C:\ProgramData\Miniforge3\envs\rllib-2-37-nn\lib\site-packages\ray\rllib\utils\replay_buffers\prioritized_replay_buffer.py:140: RuntimeWarning: divide by zero encountered in scalar power
  weight = (p_sample * len(self)) ** (-beta)
Traceback (most recent call last):
  File "c:\Users\ahmi_ke\Git\gym-pfc-ks\gym_pfc_ks\envs\pfc_ks_v2\pfc_ks_v2_train.py", line 50, in <module>
    result = algo.train()
  File "C:\ProgramData\Miniforge3\envs\rllib-2-37-nn\lib\site-packages\ray\tune\trainable\trainable.py", line 331, in train
    raise skipped from exception_cause(skipped)
  File "C:\ProgramData\Miniforge3\envs\rllib-2-37-nn\lib\site-packages\ray\tune\trainable\trainable.py", line 328, in train
    result = self.step()
  File "C:\ProgramData\Miniforge3\envs\rllib-2-37-nn\lib\site-packages\ray\rllib\algorithms\algorithm.py", line 949, in step
    train_results, train_iter_ctx = self._run_one_training_iteration()
  File "C:\ProgramData\Miniforge3\envs\rllib-2-37-nn\lib\site-packages\ray\rllib\algorithms\algorithm.py", line 3598, in _run_one_training_iteration
    training_step_results = self.training_step()
  File "C:\ProgramData\Miniforge3\envs\rllib-2-37-nn\lib\site-packages\ray\rllib\algorithms\sac\sac.py", line 578, in training_step
    return self._training_step_old_and_hybrid_api_stack()
  File "C:\ProgramData\Miniforge3\envs\rllib-2-37-nn\lib\site-packages\ray\rllib\algorithms\dqn\dqn.py", line 847, in _training_step_old_and_hybrid_api_stack
    train_batch = sample_min_n_steps_from_buffer(
  File "C:\ProgramData\Miniforge3\envs\rllib-2-37-nn\lib\site-packages\ray\rllib\utils\replay_buffers\utils.py", line 193, in sample_min_n_steps_from_buffer
    batch = replay_buffer.sample(num_items=1)
  File "C:\ProgramData\Miniforge3\envs\rllib-2-37-nn\lib\site-packages\ray\rllib\utils\replay_buffers\multi_agent_replay_buffer.py", line 331, in sample
    samples[policy_id] = replay_buffer.sample(num_items, **kwargs)
  File "C:\ProgramData\Miniforge3\envs\rllib-2-37-nn\lib\site-packages\ray\rllib\utils\replay_buffers\prioritized_replay_buffer.py", line 141, in sample
    count = self._storage[idx].count
IndexError: list index out of range

In the first and second line, it now also states the following: RuntimeWarning: divide by zero encountered in scalar power & weight = (p_sample * len(self)) ** (-beta). It seems like either p_sample is zero or len(self) returns zero. In which cases does this happen?

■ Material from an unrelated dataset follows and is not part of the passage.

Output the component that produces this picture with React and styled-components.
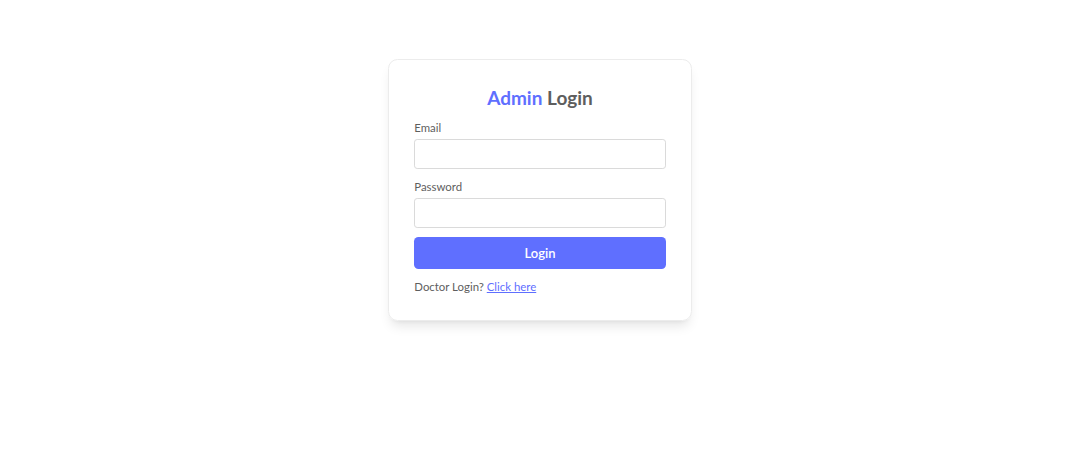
import React from "react";
import styled, { createGlobalStyle } from "styled-components";

const Global = createGlobalStyle`
  html, body { margin: 0; padding: 0; background: #ffffff; }
  body { font-family: "Lato", "Noto Sans", sans-serif; }
  * { box-sizing: border-box; }
`;

const Page = styled.form`
  min-height: 80vh;
  display: flex;
  align-items: center;
  margin: 0;
`;

const Card = styled.div`
  display: flex;
  flex-direction: column;
  align-items: flex-start;
  gap: 9.5px;
  margin: auto;
  padding: 25.3px;
  width: 304px;
  border: 1px solid #ececec;
  border-radius: 9.5px;
  color: #5e5e5e;
  font-size: 11.4px;
  line-height: 15.8px;
  box-shadow: 0 8px 12px -3px rgba(0, 0, 0, 0.1), 0 3px 5px -4px rgba(0, 0, 0, 0.1);
`;

const Title = styled.p`
  margin: 0 auto;
  font-size: 19px;
  line-height: 25.3px;
  font-weight: 700;
  color: #5e5e5e;
`;

const Accent = styled.span`
  color: #5f6fff;
`;

const Field = styled.div`
  width: 100%;
`;

const Label = styled.p`
  margin: 0;
`;

const Input = styled.input`
  display: block;
  width: 100%;
  margin-top: 3.2px;
  height: 30.4px;
  padding: 6.3px;
  border: 1px solid #dadada;
  border-radius: 3.2px;
  font: inherit;
  outline: none;
`;

const Button = styled.button`
  width: 100%;
  height: 31.6px;
  border: none;
  border-radius: 4.5px;
  background: #5f6fff;
  color: #ffffff;
  font-family: inherit;
  font-size: 13px;
  font-weight: 600;
  cursor: pointer;
`;

const Note = styled.p`
  margin: 0;
`;

const Link = styled.span`
  color: #5f6fff;
  text-decoration: underline;
  cursor: pointer;
`;

export default function App() {
  return (
    <>
      <Global />
      <Page onSubmit={(e) => e.preventDefault()}>
        <Card>
          <Title>
            <Accent>Admin</Accent> Login
          </Title>
          <Field>
            <Label>Email</Label>
            <Input type="email" />
          </Field>
          <Field>
            <Label>Password</Label>
            <Input type="password" />
          </Field>
          <Button type="submit">Login</Button>
          <Note>
            Doctor Login? <Link>Click here</Link>
          </Note>
        </Card>
      </Page>
    </>
  );
}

I also upgraded to rllib 2.40 and tried it with the new API stack as you suggested (i.e. with enable_rl_module_and_learner=True &enable_env_runner_and_connector_v2=True). I get a similar error (i.e. RuntimeWarning: divide by zero encountered in scalar power & weight = (p_sample * self.get_num_timesteps()) ** (-beta)) and also a KeyError:

C:\ProgramData\Miniforge3\envs\rllib-2-40\lib\site-packages\ray\rllib\utils\replay_buffers\prioritized_episode_buffer.py:413: RuntimeWarning: divide by zero encountered in scalar power
  weight = (p_sample * self.get_num_timesteps()) ** (-beta)
Traceback (most recent call last):
  File "c:\Users\ahmi_ke\Git\gym-pfc-ks\gym_pfc_ks\envs\pfc_ks_v2\pfc_ks_v2_train.py", line 49, in <module>
    result = algo.train()
  File "C:\ProgramData\Miniforge3\envs\rllib-2-40\lib\site-packages\ray\tune\trainable\trainable.py", line 331, in train
    raise skipped from exception_cause(skipped)
  File "C:\ProgramData\Miniforge3\envs\rllib-2-40\lib\site-packages\ray\tune\trainable\trainable.py", line 328, in train
    result = self.step()
  File "C:\ProgramData\Miniforge3\envs\rllib-2-40\lib\site-packages\ray\rllib\algorithms\algorithm.py", line 936, in step
    train_results, train_iter_ctx = self._run_one_training_iteration()
  File "C:\ProgramData\Miniforge3\envs\rllib-2-40\lib\site-packages\ray\rllib\algorithms\algorithm.py", line 3201, in _run_one_training_iteration
    training_step_return_value = self.training_step()
  File "C:\ProgramData\Miniforge3\envs\rllib-2-40\lib\site-packages\ray\rllib\algorithms\sac\sac.py", line 609, in training_step
    return self._training_step_new_api_stack(with_noise_reset=False)
  File "C:\ProgramData\Miniforge3\envs\rllib-2-40\lib\site-packages\ray\rllib\algorithms\dqn\dqn.py", line 707, in _training_step_new_api_stack
    episodes = self.local_replay_buffer.sample(
  File "C:\ProgramData\Miniforge3\envs\rllib-2-40\lib\site-packages\ray\rllib\utils\replay_buffers\prioritized_episode_buffer.py", line 415, in sample
    index_triple = self._indices[self._tree_idx_to_sample_idx[idx]]
KeyError: 2097151

I would like to emphasize that the training runs for a certain period of time (i.e. approx. 50000 environment steps) and that the checkpoints that are saved up to that point also achieve good to very good performances in the environment. However, I would still like to train a bit longer in order to achieve an even better performance. Therefore, this is a bit frustrating, and I would be very grateful for any help.